Published: 16 November 2009 Publication History

Abstract

In order to understand the complex physics of mother nature, physicist often use many approximations to understand one area of physics and then write a simulation to reduce these equations to ones that can be solved on a computer. Different approximations lead to different equations that model different physics, which can often lead to a completely different simulation code. As computers become more powerful, scientists can either write one simulation that models all of the physics or they produce several codes each for different portions of the physics and then 'couple' these codes together. In this paper, we concentrate on the latter, where we look at our code coupling approach for modeling a full device fusion reactor. There are many approaches to code coupling.
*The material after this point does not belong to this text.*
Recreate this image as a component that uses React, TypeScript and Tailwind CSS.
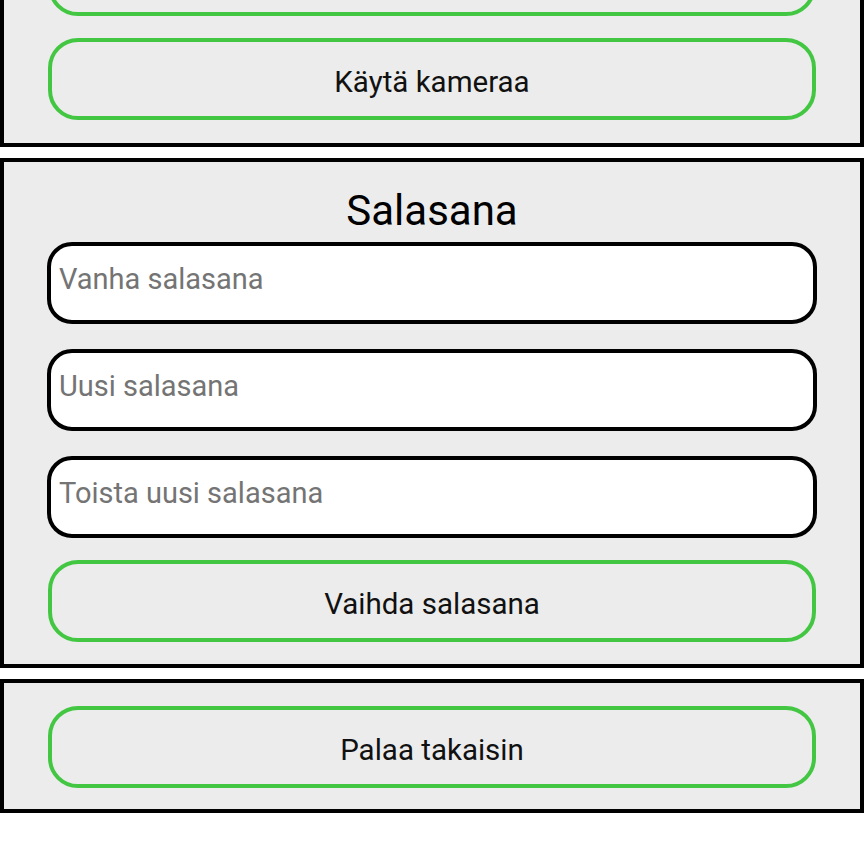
const GREEN_BTN =
  "h-[82px] w-full rounded-[30px] border-4 border-[#43c743] bg-[#ececec] pt-[6px] text-center text-[29.5px] text-[#111]"

function GreenButton({ label }: { label: string }) {
  return <button className={GREEN_BTN}>{label}</button>
}

function Field({ placeholder }: { placeholder: string }) {
  return (
    <input
      type="password"
      placeholder={placeholder}
      className="h-[82px] w-full rounded-[25px] border-4 border-black bg-white pb-[9px] pl-[8px] text-[29px] text-black outline-none placeholder:text-[#747474]"
    />
  )
}

export default function App() {
  return (
    <div className="min-h-screen bg-white font-['Roboto',sans-serif]">
      <div className="-mt-[94px] flex flex-col gap-[11px]">
        {/* picture section, scrolled partly off the top */}
        <section className="flex flex-col border-4 border-black bg-[#ececec] px-[44px] pt-[24px] pb-[23px]">
          <GreenButton label="" />
          <div className="mt-[22px]">
            <GreenButton label="Käytä kameraa" />
          </div>
        </section>

        {/* password */}
        <section className="flex flex-col border-4 border-black bg-[#ececec] px-[43px] pt-[24px] pb-[22px]">
          <h2 className="text-center text-[42px] leading-[49px] text-black">Salasana</h2>
          <div className="mt-[7px] flex flex-col gap-[25px]">
            <Field placeholder="Vanha salasana" />
            <Field placeholder="Uusi salasana" />
            <Field placeholder="Toista uusi salasana" />
          </div>
          <div className="mt-[22px] px-px">
            <GreenButton label="Vaihda salasana" />
          </div>
        </section>

        {/* back */}
        <section className="flex flex-col border-4 border-black bg-[#ececec] px-[44px] pt-[23px] pb-[21px]">
          <GreenButton label="Palaa takaisin" />
        </section>
      </div>
    </div>
  )
}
Our first approach was using Kepler workflows to loosely couple three codes via files (memory-to-disk-to-memory coupling). This paper describes our new approach moving towards using memory-to-memory data exchange to allow for a tighter coupling. Our approach focuses on a method which brings together scientific workflows along with staging I/O methods for code coupling. Staging methods use additional compute nodes to perform additional tasks such as data analysis, visualization, and NxM transfers for code coupling. In order to transparently allow application scientist to switch from memory to memory coupling to memory to disk to memory coupling, we have been developing a framework that can switch between these two I/O methods and then automate other workflow tasks. Our hybrid approach allows application scientist to easily switch between in-memory coupling and file-based coupling on-the-fly, which aids debugging these complex configurations.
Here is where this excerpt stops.